Watching YouTube vs. The Great Courses Plus

by James Wallace Harris, 8/1/24

For several years now, YouTube has been my favorite TV diversion. I could always find something to watch quickly, and the videos were usually short, so YouTube didn’t demand much. I was first hooked by channels about 8-bit computers, but quickly subscribed to channels about all my favorite subjects. If I showed interest in any topic, YouTube would offer me lots more along the same vein.

Recently I started reading The Story of Civilization: The Age of Napoleon, Volume 11 by Will and Ariel Durant and became fascinated by the French Revolution. I got on YouTube, searched on that topic, and found tons of videos to watch. There were short videos by amateur historians and professional documentaries like this old one from The History Channel.

However, it was of exceptionally low video quality, 240p, which is unpleasant to watch. But there were other videos, by what I assume are individual YouTubers, in higher resolution, and with particularly good production values, such as this one by Asha Logos.

Or here’s another one from History Weekly. I don’t know if this is a professional outfit, or another lone YouTuber, but it’s also of high quality.

These videos supplement my reading with added information and lots of visuals. However, I wonder about the validity of the information. Should I trust an amateur historian, or even history on The History Channel. The History Channel produces a lot of shows on flaky history, or even crap history.

I decided to subscribe to The Great Courses Plus and watch Living the French Revolution and the Age of Napoleon which is taught by an actual history professor, Dr. Suzanne M. Desan from the University of Wisconsin who specializes in 18th century France. Dr. Desan covers the topic in forty-eight thirty-minute lectures. She has few visuals, so I’m mostly watching her lecture. It’s like a college course.

The Great Courses Plus is $20 a month ($15 if you pay quarterly, or $12.50 if you pay yearly). However, I decided to get it through Amazon Prime for $7.99 a month. Amazon Prime gets a smaller subset of all the courses at The Great Courses Plus, but it did have this one. I’ve found plenty of courses on Amazon Prime version, but I think I’ll eventually join the full version, since it has a lecture series on Voltaire, I want to see that’s not in the Amazon Prime collection.

Another way to get Living the French Revolution and the Age of Napoleon is through Audible.com. It’s an audio only version of the lectures (24 hours and 47 minutes), but it does come with a .pdf textbook for the course. I don’t get the textbook through my Prime subscription, but I would if I subscribed directly to The Great Course Plus. The textbooks for The Great Courses tend to be concise summaries of the lecture that are easy to read and reference. They’re a wonderful way to look back on the details that I quickly forget.

I now find myself watching the Great Courses lectures rather than turning on YouTube. I tend to watch YouTube in idle moments, a kind of random grazing of odd information. Often I end up watching fun but useless stuff.

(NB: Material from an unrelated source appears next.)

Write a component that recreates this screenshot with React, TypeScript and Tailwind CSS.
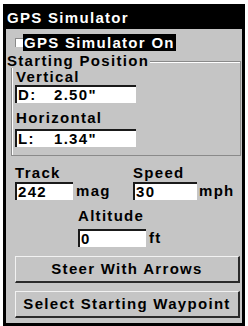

So, I’ve started switching to the lectures on the French Revolution. This is more satisfying. I don’t even have to watch a whole lecture, so it’s like YouTube, it can be very casual. However, it makes me feel more focused than when I’m watching YouTube. I’m not saying watching YouTube is bad, or that I’m going to give it up. But the Great Courses lectures offer a nice alternative. It feels like I’m getting back to my book. That I’m progressing towards something which is satisfying.

I also like switching between my book and lectures. The two histories reinforce each other, but they also focus on different details. I’m already anxious to read even more about the French Revolution, and The Enlightenment. And I want to read about Voltaire and Rousseau. I’ve already started with YouTube videos, but I crave lecture series and books to get more details.

I knew next to nothing about the French Revolution or Napoleon. And what I did know came from fiction by Dickens and Tolstoy, or from movies. Just knowing about The Terror gives a false sense of what happened.

I now see a synergy between history books, lectures, and YouTube videos.

I showed The Great Courses Plus to my friend Annie yesterday, and now she wants to watch a lecture series together. We watched movies and television shows together, but it’s gotten hard to find things to watch, at least things we both want to see. The lectures open a new avenue of something to do together.

My next goal is to learn to take notes. I feel like I’m learning something valuable, but I’m not sure how much I’ll remember. With the book, lectures, and videos I’ve been trying to remember certain details. I want this TV watching to be more than just idle time killing. My brain is getting flabby as I age, so I’m trying to exercise it.

I can’t find a sample video of Dr. Desan’s lecture, but here is a sample video with three other lecturers at The Great Courses Plus (previously named Wondrium).

I’m finding studying history to be a great escape from worrying about the real world. We’re living through some exciting history, but it’s also unnerving, and stressful. I find lots of comparisons with today’s politics in the French Revolution. That’s consoling in a way. However, things Trump is saying makes me worry about another version of The Terror.

JWH

3 thoughts on “Watching YouTube vs. The Great Courses Plus”

  1. Third time lucky:

    You may like “The Rest is History” podcast, which has just started a long series on the French Revolution. The first episode was about Marie Antoinette—she seems completely different from how she has been popularly portrayed.